What the task asks:
Give only the number of lines below that contain the word "this".

Stored records:

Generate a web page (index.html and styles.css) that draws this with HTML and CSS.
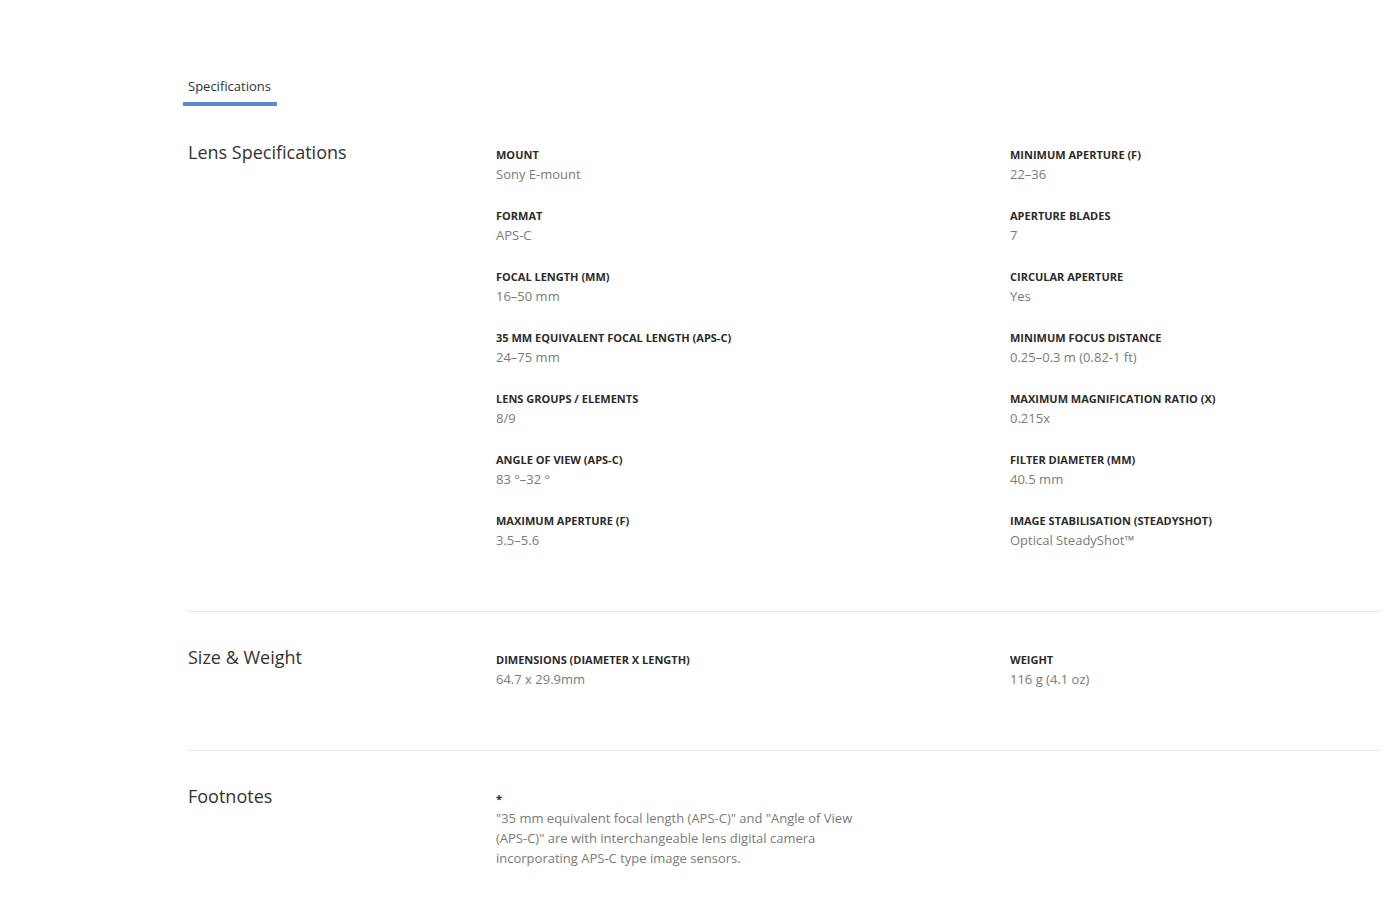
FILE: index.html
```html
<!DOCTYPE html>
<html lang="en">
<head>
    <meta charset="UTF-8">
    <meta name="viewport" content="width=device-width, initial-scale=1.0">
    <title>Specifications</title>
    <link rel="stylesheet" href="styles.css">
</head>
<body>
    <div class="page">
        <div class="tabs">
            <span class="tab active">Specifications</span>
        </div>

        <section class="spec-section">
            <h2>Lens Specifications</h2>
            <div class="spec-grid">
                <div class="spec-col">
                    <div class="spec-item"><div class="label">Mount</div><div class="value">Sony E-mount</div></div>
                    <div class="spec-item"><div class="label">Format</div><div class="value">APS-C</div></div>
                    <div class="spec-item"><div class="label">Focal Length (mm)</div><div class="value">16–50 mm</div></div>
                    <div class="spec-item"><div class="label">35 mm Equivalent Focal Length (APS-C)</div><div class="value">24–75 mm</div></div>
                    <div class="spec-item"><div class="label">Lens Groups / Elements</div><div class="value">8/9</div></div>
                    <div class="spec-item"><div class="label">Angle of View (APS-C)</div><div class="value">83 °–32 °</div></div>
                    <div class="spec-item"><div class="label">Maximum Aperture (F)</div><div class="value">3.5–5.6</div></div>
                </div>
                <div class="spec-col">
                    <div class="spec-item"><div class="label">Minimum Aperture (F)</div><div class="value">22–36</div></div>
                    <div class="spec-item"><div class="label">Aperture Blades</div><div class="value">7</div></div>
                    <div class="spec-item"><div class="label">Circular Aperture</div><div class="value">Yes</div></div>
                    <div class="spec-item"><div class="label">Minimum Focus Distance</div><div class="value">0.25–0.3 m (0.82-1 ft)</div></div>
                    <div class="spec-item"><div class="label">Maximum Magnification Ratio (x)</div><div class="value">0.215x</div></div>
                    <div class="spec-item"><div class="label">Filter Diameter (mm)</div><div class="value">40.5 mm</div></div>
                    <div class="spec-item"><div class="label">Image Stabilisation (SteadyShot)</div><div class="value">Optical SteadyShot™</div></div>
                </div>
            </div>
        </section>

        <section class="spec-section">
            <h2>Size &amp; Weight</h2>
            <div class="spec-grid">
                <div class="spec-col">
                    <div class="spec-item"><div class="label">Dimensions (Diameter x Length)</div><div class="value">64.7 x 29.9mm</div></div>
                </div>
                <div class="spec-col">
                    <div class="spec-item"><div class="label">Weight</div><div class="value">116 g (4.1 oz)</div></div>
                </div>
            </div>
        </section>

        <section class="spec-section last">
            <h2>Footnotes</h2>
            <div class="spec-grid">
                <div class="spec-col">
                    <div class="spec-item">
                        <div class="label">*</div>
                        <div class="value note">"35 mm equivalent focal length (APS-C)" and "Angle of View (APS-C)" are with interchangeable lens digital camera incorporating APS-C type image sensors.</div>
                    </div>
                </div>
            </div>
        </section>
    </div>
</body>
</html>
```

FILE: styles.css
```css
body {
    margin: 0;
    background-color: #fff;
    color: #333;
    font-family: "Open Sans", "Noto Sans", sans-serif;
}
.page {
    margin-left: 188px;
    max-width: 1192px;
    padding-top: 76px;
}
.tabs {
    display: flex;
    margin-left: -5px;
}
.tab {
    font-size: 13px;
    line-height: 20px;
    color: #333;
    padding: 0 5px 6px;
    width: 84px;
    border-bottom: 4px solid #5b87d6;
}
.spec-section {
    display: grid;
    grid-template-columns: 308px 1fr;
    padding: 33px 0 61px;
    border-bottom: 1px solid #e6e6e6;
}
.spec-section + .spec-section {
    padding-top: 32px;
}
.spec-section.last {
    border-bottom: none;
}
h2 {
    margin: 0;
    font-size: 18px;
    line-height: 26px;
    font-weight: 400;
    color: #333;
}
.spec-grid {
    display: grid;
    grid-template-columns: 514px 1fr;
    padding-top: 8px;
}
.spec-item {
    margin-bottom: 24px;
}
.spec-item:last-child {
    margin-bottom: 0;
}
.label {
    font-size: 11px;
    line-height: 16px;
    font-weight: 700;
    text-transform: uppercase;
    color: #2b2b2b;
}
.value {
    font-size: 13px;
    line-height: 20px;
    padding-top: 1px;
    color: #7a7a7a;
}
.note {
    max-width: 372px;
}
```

--

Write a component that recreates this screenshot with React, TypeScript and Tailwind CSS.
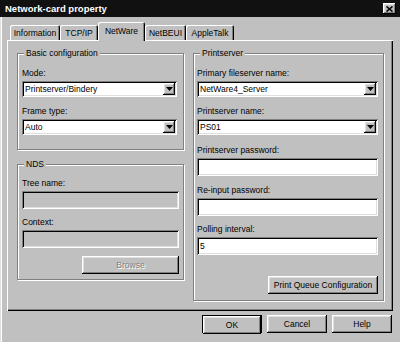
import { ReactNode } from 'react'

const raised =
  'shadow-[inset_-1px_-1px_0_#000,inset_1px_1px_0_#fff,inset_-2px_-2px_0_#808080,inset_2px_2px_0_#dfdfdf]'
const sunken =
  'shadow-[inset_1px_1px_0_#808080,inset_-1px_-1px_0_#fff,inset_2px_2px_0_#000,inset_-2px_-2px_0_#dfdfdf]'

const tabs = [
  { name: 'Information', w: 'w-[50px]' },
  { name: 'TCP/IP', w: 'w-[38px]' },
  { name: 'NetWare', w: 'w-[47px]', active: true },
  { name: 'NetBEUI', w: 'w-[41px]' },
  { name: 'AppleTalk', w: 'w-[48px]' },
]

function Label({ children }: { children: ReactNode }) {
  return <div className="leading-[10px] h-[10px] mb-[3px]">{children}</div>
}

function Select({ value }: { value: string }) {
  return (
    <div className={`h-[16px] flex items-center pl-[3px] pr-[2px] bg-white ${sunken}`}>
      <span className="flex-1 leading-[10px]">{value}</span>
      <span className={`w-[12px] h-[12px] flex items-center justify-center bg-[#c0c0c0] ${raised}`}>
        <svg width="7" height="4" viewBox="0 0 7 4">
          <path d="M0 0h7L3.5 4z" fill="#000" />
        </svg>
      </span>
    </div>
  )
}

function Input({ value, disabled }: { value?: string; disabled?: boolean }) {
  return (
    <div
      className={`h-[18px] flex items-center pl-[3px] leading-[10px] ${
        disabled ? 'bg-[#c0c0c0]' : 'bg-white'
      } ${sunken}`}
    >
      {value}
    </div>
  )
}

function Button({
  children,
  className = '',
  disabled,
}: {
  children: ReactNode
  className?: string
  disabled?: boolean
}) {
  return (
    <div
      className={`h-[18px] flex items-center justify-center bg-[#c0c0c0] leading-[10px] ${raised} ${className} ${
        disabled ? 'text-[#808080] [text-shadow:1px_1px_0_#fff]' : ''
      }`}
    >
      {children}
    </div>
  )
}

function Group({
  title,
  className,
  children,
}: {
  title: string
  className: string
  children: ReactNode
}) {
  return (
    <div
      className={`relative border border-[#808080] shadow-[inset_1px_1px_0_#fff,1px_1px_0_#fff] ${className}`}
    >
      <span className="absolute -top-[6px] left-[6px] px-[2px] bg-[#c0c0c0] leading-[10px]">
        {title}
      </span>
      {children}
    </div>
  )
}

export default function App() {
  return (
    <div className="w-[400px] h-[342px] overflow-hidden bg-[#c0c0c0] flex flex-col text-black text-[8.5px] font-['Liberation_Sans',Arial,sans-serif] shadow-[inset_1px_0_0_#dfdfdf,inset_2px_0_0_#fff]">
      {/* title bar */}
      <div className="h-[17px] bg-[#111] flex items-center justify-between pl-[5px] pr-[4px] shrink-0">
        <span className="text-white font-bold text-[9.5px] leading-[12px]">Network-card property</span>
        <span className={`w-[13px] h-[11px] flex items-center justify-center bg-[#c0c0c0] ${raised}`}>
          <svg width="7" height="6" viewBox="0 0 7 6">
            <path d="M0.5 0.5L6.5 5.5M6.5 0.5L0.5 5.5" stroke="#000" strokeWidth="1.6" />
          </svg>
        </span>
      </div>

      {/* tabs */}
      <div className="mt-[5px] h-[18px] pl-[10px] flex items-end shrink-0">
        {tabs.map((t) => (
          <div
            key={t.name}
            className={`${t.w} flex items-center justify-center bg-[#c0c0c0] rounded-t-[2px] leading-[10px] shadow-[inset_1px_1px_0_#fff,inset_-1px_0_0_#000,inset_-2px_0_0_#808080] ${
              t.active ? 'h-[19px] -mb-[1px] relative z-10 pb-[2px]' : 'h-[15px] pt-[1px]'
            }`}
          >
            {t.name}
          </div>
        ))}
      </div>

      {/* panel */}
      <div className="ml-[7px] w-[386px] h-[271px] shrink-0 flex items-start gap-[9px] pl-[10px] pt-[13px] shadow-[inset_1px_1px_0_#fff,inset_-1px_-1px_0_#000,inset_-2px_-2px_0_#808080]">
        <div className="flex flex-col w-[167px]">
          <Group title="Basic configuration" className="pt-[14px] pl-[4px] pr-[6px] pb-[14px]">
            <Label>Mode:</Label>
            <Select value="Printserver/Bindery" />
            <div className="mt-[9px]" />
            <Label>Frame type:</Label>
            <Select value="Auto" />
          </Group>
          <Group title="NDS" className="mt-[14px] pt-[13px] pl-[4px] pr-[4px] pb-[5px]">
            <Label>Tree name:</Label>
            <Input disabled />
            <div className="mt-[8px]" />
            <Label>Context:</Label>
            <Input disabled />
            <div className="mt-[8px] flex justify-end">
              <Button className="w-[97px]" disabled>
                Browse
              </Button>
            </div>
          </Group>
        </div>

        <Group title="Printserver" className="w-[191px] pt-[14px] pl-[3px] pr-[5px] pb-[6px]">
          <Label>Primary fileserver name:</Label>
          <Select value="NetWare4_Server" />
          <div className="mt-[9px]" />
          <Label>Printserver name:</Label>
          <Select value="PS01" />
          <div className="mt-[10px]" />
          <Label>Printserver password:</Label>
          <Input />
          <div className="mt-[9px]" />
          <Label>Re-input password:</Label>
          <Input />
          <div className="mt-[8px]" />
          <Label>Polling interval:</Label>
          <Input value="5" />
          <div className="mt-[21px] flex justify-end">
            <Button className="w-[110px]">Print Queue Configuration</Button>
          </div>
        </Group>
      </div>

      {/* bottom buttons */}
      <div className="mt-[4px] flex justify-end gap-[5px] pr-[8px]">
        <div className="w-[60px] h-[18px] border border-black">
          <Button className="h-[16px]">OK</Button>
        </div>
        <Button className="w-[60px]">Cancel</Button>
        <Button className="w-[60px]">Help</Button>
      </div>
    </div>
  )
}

Finished answer:
2